## Set task
Using the listing below, report all lines holding the word "that".

(Pages as source code)
• • • • •
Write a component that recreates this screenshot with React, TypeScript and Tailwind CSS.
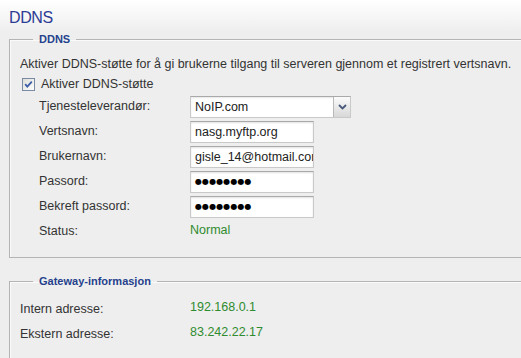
import React from "react";

const labelCls = "w-[151px] shrink-0";
const boxCls =
  "h-[22px] w-[124px] border border-[#c9c9c9] border-t-[#a9a9a9] bg-white shadow-[inset_0_1px_2px_rgba(0,0,0,0.12)] pl-[4px] leading-[20px] overflow-hidden whitespace-nowrap text-[#222]";
const dotsCls =
  "h-[22px] w-[124px] border border-[#c9c9c9] border-t-[#a9a9a9] bg-white shadow-[inset_0_1px_2px_rgba(0,0,0,0.12)] pl-[4px] leading-[20px] overflow-hidden whitespace-nowrap text-[8px] tracking-[0.1px] text-black font-['DejaVu_Sans']";

const Row = ({ label, children }: { label: string; children: React.ReactNode }) => (
  <div className="flex h-[25px] items-center">
    <div className={labelCls}>{label}</div>
    {children}
  </div>
);

const Check = () => (
  <svg width="13" height="13" viewBox="0 0 13 13" className="shrink-0">
    <defs>
      <linearGradient id="cb" x1="0" y1="0" x2="1" y2="1">
        <stop offset="0" stopColor="#dcdcd6" />
        <stop offset="1" stopColor="#ffffff" />
      </linearGradient>
    </defs>
    <rect x="0.5" y="0.5" width="12" height="12" fill="url(#cb)" stroke="#7a8aa6" />
    <path d="M3.2 6.2 L5.3 8.6 L9.8 3.6" fill="none" stroke="#3c5da8" strokeWidth="1.8" />
  </svg>
);

const Chevron = () => (
  <svg width="9" height="6" viewBox="0 0 9 6">
    <path d="M1 1 L4.5 4.5 L8 1" fill="none" stroke="#4a5a7c" strokeWidth="1.8" />
  </svg>
);

export default function App() {
  return (
    <div
      className="relative h-[358px] w-[521px] overflow-hidden bg-[#eeeeee] text-[12.5px] text-[#333]"
      style={{ fontFamily: '"Liberation Sans", Arial, sans-serif' }}
    >
      <div className="h-[32px] bg-gradient-to-b from-white to-[#eeeeee] pl-[9px] pt-[8px]">
        <h1 className="text-[16px] leading-[20px] tracking-[-0.4px] text-[#2c3c94]">DDNS</h1>
      </div>

      <fieldset className="ml-[9px] border border-r-0 border-[#b4b4b4] pb-[13px] pl-[10px] shadow-[inset_1px_1px_0_#fafafa]">
        <legend className="ml-[13px] px-[6px] text-[11px] font-bold leading-[14px] text-[#25418c]">
          DDNS
        </legend>
        <div className="mt-[9px] h-[18px] leading-[18px] whitespace-nowrap">
          Aktiver DDNS-støtte for å gi brukerne tilgang til serveren gjennom et registrert vertsnavn.
        </div>
        <label className="mt-[2px] flex h-[18px] items-center gap-[6px] pl-[2px]">
          <Check />
          <span>Aktiver DDNS-støtte</span>
        </label>
        <div className="mt-[1px] pl-[19px]">
          <Row label="Tjenesteleverandør:">
            <div className="flex h-[22px] w-[161px] border border-[#c9c9c9] border-t-[#a9a9a9] bg-white shadow-[inset_0_1px_2px_rgba(0,0,0,0.1)]">
              <div className="flex-1 pl-[4px] leading-[20px] text-[#222]">NoIP.com</div>
              <div className="flex w-[17px] items-center justify-center border-l border-[#b9b9b9] bg-gradient-to-b from-[#fbfbfb] to-[#d8d8d8]">
                <Chevron />
              </div>
            </div>
          </Row>
          <Row label="Vertsnavn:">
            <div className={boxCls}>nasg.myftp.org</div>
          </Row>
          <Row label="Brukernavn:">
            <div className={boxCls}>gisle_14@hotmail.com</div>
          </Row>
          <Row label="Passord:">
            <div className={dotsCls}>●●●●●●●●</div>
          </Row>
          <Row label="Bekreft passord:">
            <div className={dotsCls}>●●●●●●●●</div>
          </Row>
          <Row label="Status:">
            <div className="-mt-[3px] text-[#2e8b2e]">Normal</div>
          </Row>
        </div>
      </fieldset>

      <fieldset className="ml-[9px] mt-[16px] h-[120px] border border-r-0 border-[#b4b4b4] pl-[10px] shadow-[inset_1px_1px_0_#fafafa]">
        <legend className="ml-[13px] px-[6px] text-[11px] font-bold leading-[14px] text-[#25418c]">
          Gateway-informasjon
        </legend>
        <div className="mt-[9px]">
          <div className="flex h-[25px] items-center">
            <div className="w-[170px] shrink-0">Intern adresse:</div>
            <div className="-mt-[4px] text-[#2e8b2e]">192.168.0.1</div>
          </div>
          <div className="flex h-[25px] items-center">
            <div className="w-[170px] shrink-0">Ekstern adresse:</div>
            <div className="-mt-[4px] text-[#2e8b2e]">83.242.22.17</div>
          </div>
        </div>
      </fieldset>
    </div>
  );
}
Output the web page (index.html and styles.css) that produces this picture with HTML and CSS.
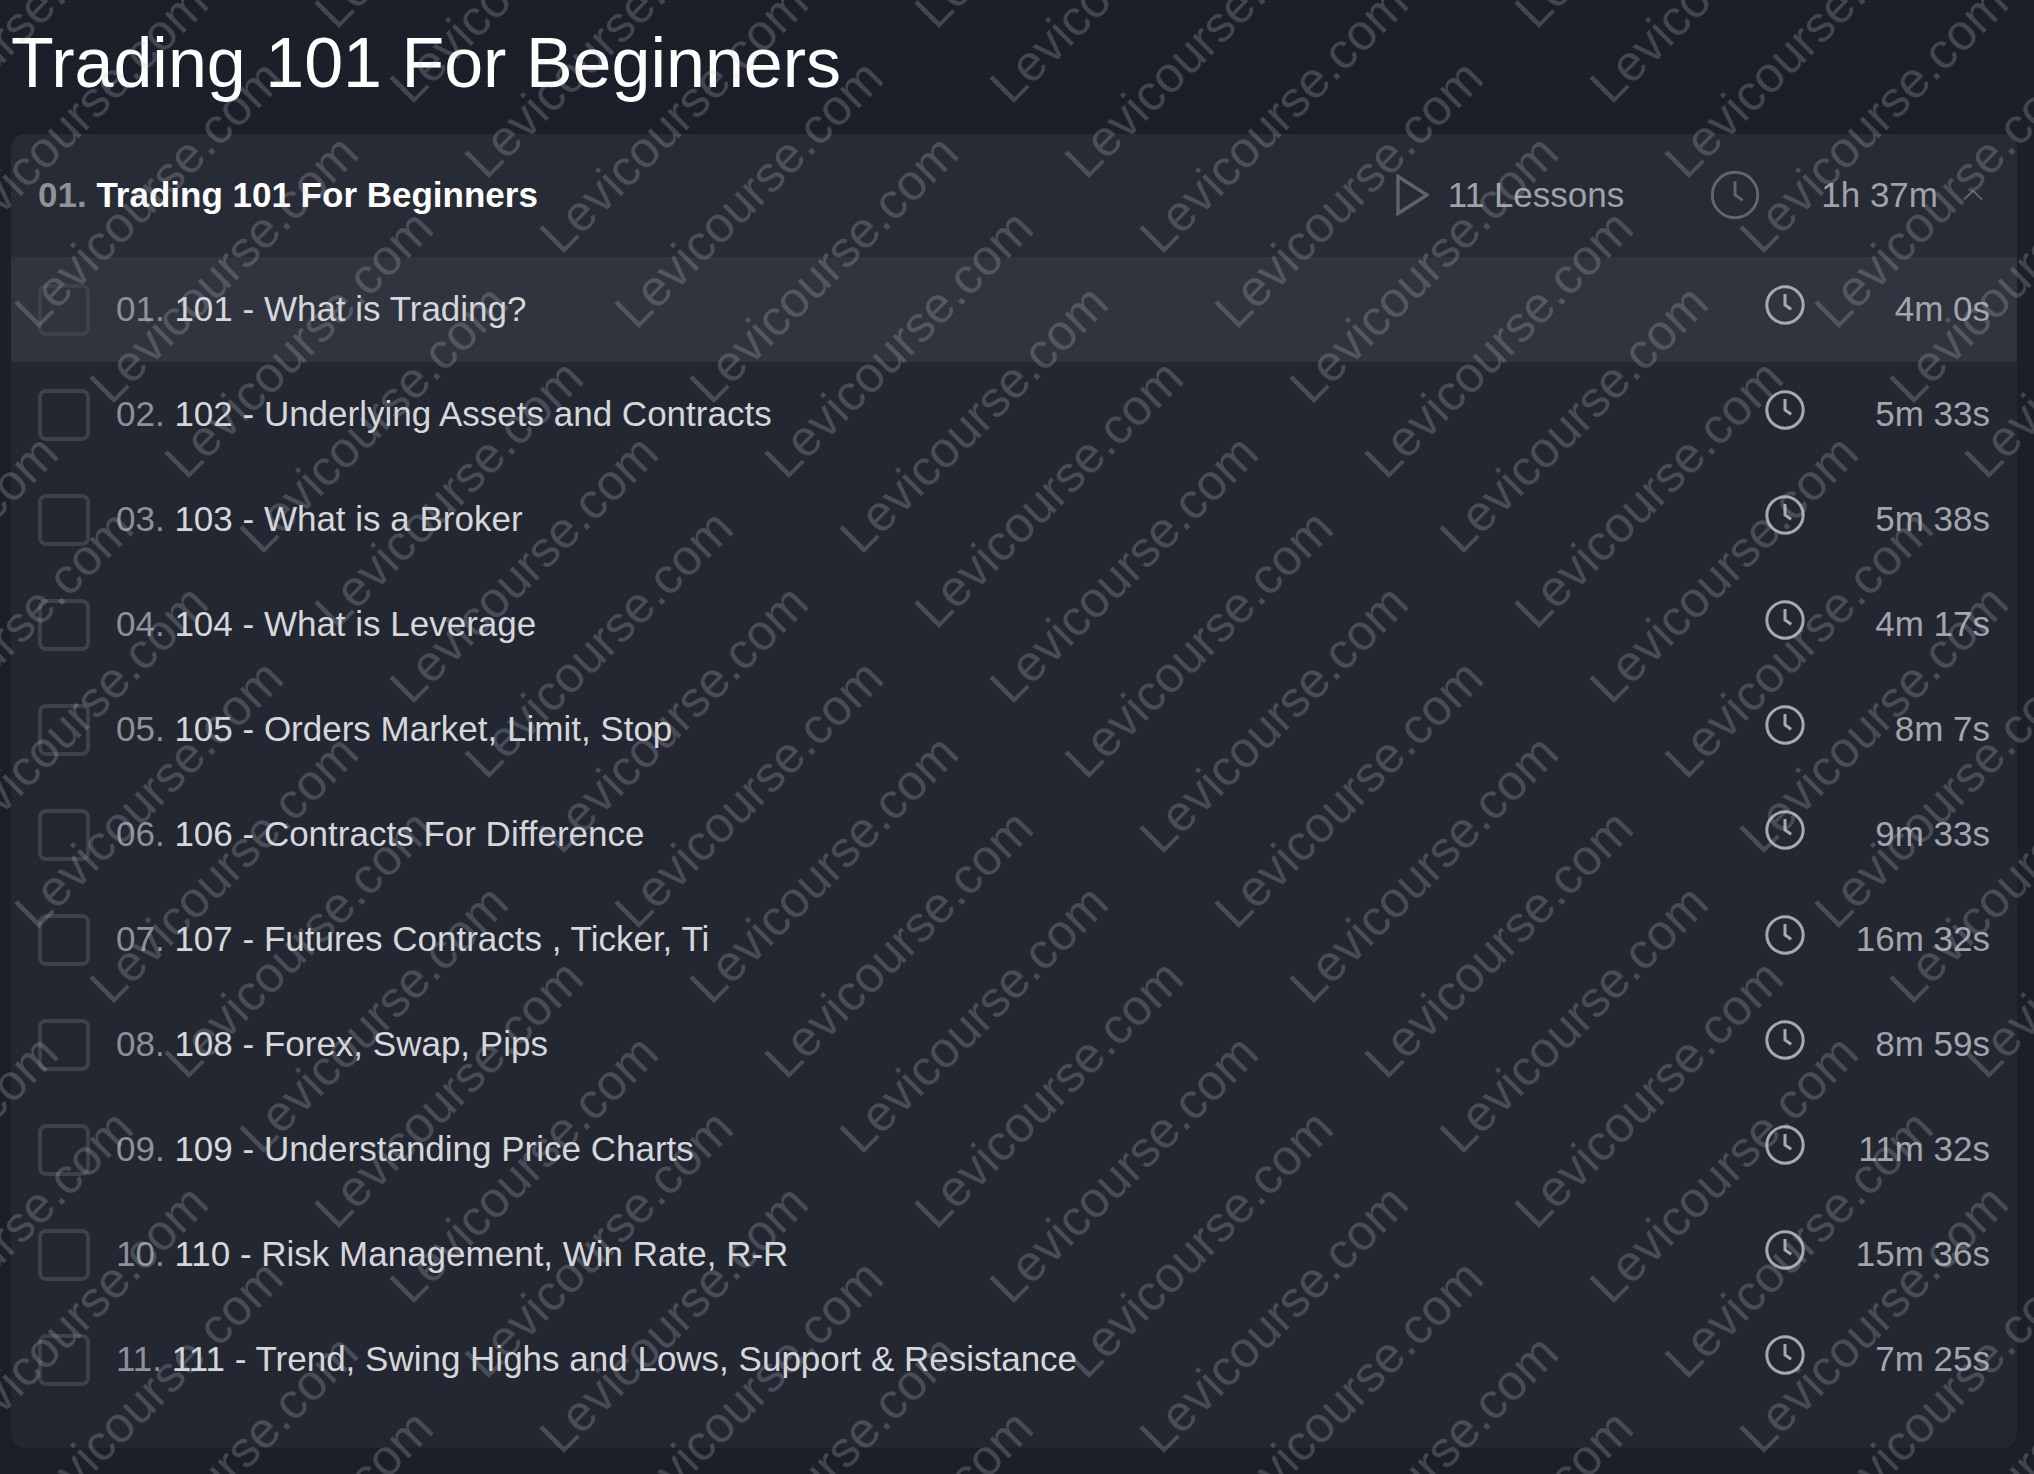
FILE: index.html
```
<!DOCTYPE html>
<html lang="en">
<head>
<meta charset="utf-8">
<title>Trading 101 For Beginners</title>
<link rel="stylesheet" href="styles.css">
</head>
<body>
<svg class="defs" width="0" height="0" aria-hidden="true">
  <symbol id="clock" viewBox="0 0 24 24"><circle cx="12" cy="12" r="10.9"/><path d="M12 5.4V12l3.7 2.6"/></symbol>
</svg>
<main class="page">
  <h1 class="title">Trading 101 For Beginners</h1>
  <section class="card">
    <header class="head">
      <div class="head-title"><span class="head-num">01.</span> Trading 101 For Beginners</div>
      <svg class="play" viewBox="0 0 33 42"><path d="M2 2.5 31 21 2 39.5Z"/></svg>
      <span class="head-count">11 Lessons</span>
      <svg class="head-clock"><use href="#clock"/></svg>
      <span class="head-time">1h 37m</span>
      <svg class="chev" viewBox="0 0 20 10"><path d="M1 9.5 10 .8l9 8.7"/></svg>
    </header>
    <ul class="rows">
      <li class="row active"><span class="box"></span><span class="name"><span class="num">01.</span> 101 - What is Trading?</span><svg class="clock"><use href="#clock"/></svg><span class="time">4m 0s</span></li>
      <li class="row"><span class="box"></span><span class="name"><span class="num">02.</span> 102 - Underlying Assets and Contracts</span><svg class="clock"><use href="#clock"/></svg><span class="time">5m 33s</span></li>
      <li class="row"><span class="box"></span><span class="name"><span class="num">03.</span> 103 - What is a Broker</span><svg class="clock"><use href="#clock"/></svg><span class="time">5m 38s</span></li>
      <li class="row"><span class="box"></span><span class="name"><span class="num">04.</span> 104 - What is Leverage</span><svg class="clock"><use href="#clock"/></svg><span class="time">4m 17s</span></li>
      <li class="row"><span class="box"></span><span class="name"><span class="num">05.</span> 105 - Orders Market, Limit, Stop</span><svg class="clock"><use href="#clock"/></svg><span class="time">8m 7s</span></li>
      <li class="row"><span class="box"></span><span class="name"><span class="num">06.</span> 106 - Contracts For Difference</span><svg class="clock"><use href="#clock"/></svg><span class="time">9m 33s</span></li>
      <li class="row"><span class="box"></span><span class="name"><span class="num">07.</span> 107 - Futures Contracts , Ticker, Ti</span><svg class="clock"><use href="#clock"/></svg><span class="time">16m 32s</span></li>
      <li class="row"><span class="box"></span><span class="name"><span class="num">08.</span> 108 - Forex, Swap, Pips</span><svg class="clock"><use href="#clock"/></svg><span class="time">8m 59s</span></li>
      <li class="row"><span class="box"></span><span class="name"><span class="num">09.</span> 109 - Understanding Price Charts</span><svg class="clock"><use href="#clock"/></svg><span class="time">11m 32s</span></li>
      <li class="row"><span class="box"></span><span class="name"><span class="num">10.</span> 110 - Risk Management, Win Rate, R-R</span><svg class="clock"><use href="#clock"/></svg><span class="time">15m 36s</span></li>
      <li class="row"><span class="box"></span><span class="name"><span class="num">11.</span> 111 - Trend, Swing Highs and Lows, Support &amp; Resistance</span><svg class="clock"><use href="#clock"/></svg><span class="time">7m 25s</span></li>
    </ul>
  </section>
</main>
<svg class="watermark" width="2034" height="1474" aria-hidden="true">
  <defs>
    <text id="w" class="wm-text" transform="rotate(-45)">Levicourse.com</text>
    <g id="d4">
      <use href="#w"/>
      <use href="#w" x="75" y="75"/>
      <use href="#w" x="150" y="150"/>
      <use href="#w" x="225" y="225"/>
    </g>
    <g id="line">
      <use href="#d4"/>
      <use href="#d4" x="300" y="300"/>
      <use href="#d4" x="600" y="600"/>
      <use href="#d4" x="900" y="900"/>
      <use href="#d4" x="1200" y="1200"/>
      <use href="#d4" x="1500" y="1500"/>
    </g>
  </defs>
  <use href="#line" x="-1539" y="-44"/>
  <use href="#line" x="-939" y="-44"/>
  <use href="#line" x="-339" y="-44"/>
  <use href="#line" x="261" y="-44"/>
  <use href="#line" x="861" y="-44"/>
  <use href="#line" x="1461" y="-44"/>
</svg>
</body>
</html>
```
FILE: styles.css
```
* { box-sizing: border-box; }
html, body { margin: 0; padding: 0; }
body {
  position: relative;
  width: 2034px;
  height: 1474px;
  overflow: hidden;
  background-color: #1a1e29;
  background-image: radial-gradient(rgba(255,255,255,.012) 1px, transparent 1px);
  background-size: 4px 4px;
  font-family: "Liberation Sans", Arial, sans-serif;
  font-size: 35px;
  color: #d6d7da;
}
.defs { position: absolute; }
.page { padding: 0 17px 0 11px; }
.title {
  margin: 0 0 30px;
  padding-top: 23px;
  padding-bottom: 1px;
  font-size: 70px;
  line-height: 80px;
  font-weight: 400;
  color: #fff;
}
.card {
  height: 1314px;
  border-radius: 15px;
  overflow: hidden;
  background: #232732;
}
.head {
  display: flex;
  align-items: center;
  height: 123px;
  padding: 0 34px 2px 27px;
  background: #272b35;
  line-height: 40px;
}
.head-title { flex: 1; font-weight: 700; color: #fff; }
.head-num { color: #8e9197; }
.play { width: 33px; height: 42px; margin-right: 19px; fill: none; stroke: #5f626b; stroke-width: 3.5; }
.head-count { color: #a0a2a8; margin-right: 86px; }
.head-clock { width: 50px; height: 50px; margin-right: 61px; fill: none; stroke: #62656e; stroke-width: 1.4; }
.head-time { color: #a0a2a8; margin-right: 25px; }
.chev { width: 20px; height: 10px; fill: none; stroke: #6a6d76; stroke-width: 1.6; }
.rows { list-style: none; margin: 0; padding: 0; }
.row {
  display: flex;
  align-items: center;
  height: 105px;
  padding: 0 27px 0 27px;
  line-height: 40px;
}
.row.active { background: #30343f; }
.box {
  flex: none;
  width: 52px;
  height: 52px;
  margin-right: 26px;
  border: 4px solid #3d414c;
  border-radius: 8px;
}
.name { flex: 1; padding-bottom: 2px; color: #d6d7da; }
.num { color: #8e9197; }
.clock {
  flex: none;
  width: 40px;
  height: 40px;
  margin-bottom: 10px;
  fill: none;
  stroke: #a8a9ad;
  stroke-width: 1.8;
}
.time { flex: none; width: 185px; padding-bottom: 2px; text-align: right; color: #a3a5aa; }
.watermark { position: absolute; left: 0; top: 0; pointer-events: none; }
.wm-text {
  font-family: "Liberation Sans", Arial, sans-serif;
  font-size: 50.5px;
  fill: rgba(200, 200, 208, .23);
}
```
• • • • •
## Exercise answer
Write a component that recreates this screenshot with React, TypeScript and Tailwind CSS.
Output the web page (index.html and styles.css) that produces this picture with HTML and CSS.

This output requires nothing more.